== DATASET EXTRACT ==
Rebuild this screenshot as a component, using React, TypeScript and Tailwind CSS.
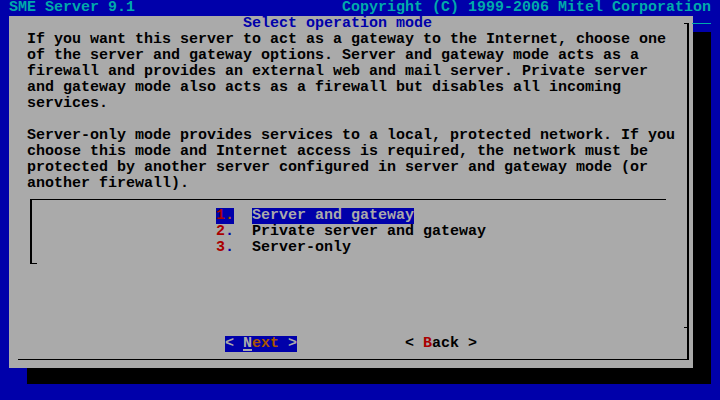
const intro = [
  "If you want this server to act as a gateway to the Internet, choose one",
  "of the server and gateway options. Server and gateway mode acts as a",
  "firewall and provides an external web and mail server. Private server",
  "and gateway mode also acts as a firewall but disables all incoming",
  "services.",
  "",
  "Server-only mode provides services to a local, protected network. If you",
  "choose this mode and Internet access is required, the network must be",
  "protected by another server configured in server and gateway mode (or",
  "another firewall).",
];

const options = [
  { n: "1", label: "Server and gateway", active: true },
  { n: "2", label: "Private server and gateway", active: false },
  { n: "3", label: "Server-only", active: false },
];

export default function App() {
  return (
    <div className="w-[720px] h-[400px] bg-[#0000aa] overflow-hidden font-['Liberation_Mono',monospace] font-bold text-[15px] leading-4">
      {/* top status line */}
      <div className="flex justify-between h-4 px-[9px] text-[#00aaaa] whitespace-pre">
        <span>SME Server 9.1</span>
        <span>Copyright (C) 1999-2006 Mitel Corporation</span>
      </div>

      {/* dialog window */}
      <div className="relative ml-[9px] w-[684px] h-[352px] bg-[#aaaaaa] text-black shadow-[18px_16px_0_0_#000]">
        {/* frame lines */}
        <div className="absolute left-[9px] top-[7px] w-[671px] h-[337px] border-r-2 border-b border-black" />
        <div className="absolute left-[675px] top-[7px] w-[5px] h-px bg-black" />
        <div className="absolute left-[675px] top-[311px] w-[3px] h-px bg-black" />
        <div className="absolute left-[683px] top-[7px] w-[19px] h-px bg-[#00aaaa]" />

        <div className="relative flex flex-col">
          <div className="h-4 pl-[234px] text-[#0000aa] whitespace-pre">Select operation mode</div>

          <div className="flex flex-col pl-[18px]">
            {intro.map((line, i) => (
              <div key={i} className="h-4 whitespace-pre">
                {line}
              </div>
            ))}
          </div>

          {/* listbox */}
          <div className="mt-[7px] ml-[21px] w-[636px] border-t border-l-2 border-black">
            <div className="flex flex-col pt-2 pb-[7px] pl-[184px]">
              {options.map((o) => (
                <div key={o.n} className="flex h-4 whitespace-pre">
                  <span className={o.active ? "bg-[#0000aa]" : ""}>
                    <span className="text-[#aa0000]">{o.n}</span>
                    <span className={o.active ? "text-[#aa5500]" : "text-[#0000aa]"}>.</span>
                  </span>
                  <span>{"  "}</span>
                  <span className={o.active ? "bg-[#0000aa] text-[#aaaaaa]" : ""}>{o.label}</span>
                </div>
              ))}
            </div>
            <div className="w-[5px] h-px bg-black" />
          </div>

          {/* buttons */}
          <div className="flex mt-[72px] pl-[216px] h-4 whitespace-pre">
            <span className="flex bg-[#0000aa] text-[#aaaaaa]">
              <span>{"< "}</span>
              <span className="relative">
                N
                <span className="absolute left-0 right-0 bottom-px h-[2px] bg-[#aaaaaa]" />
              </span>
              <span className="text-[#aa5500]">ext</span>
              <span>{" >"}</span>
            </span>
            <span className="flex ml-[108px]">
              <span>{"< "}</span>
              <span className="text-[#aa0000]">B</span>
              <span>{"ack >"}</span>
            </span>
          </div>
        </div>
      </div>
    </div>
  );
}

== PROBLEM REQUIREMENTS ==
Where does the word "this" appear? Return each line that holds it.

== ANSWER IN FULL ==
Rebuild this screenshot as a component, using React, TypeScript and Tailwind CSS.
  "If you want this server to act as a gateway to the Internet, choose one",
  "choose this mode and Internet access is required, the network must be",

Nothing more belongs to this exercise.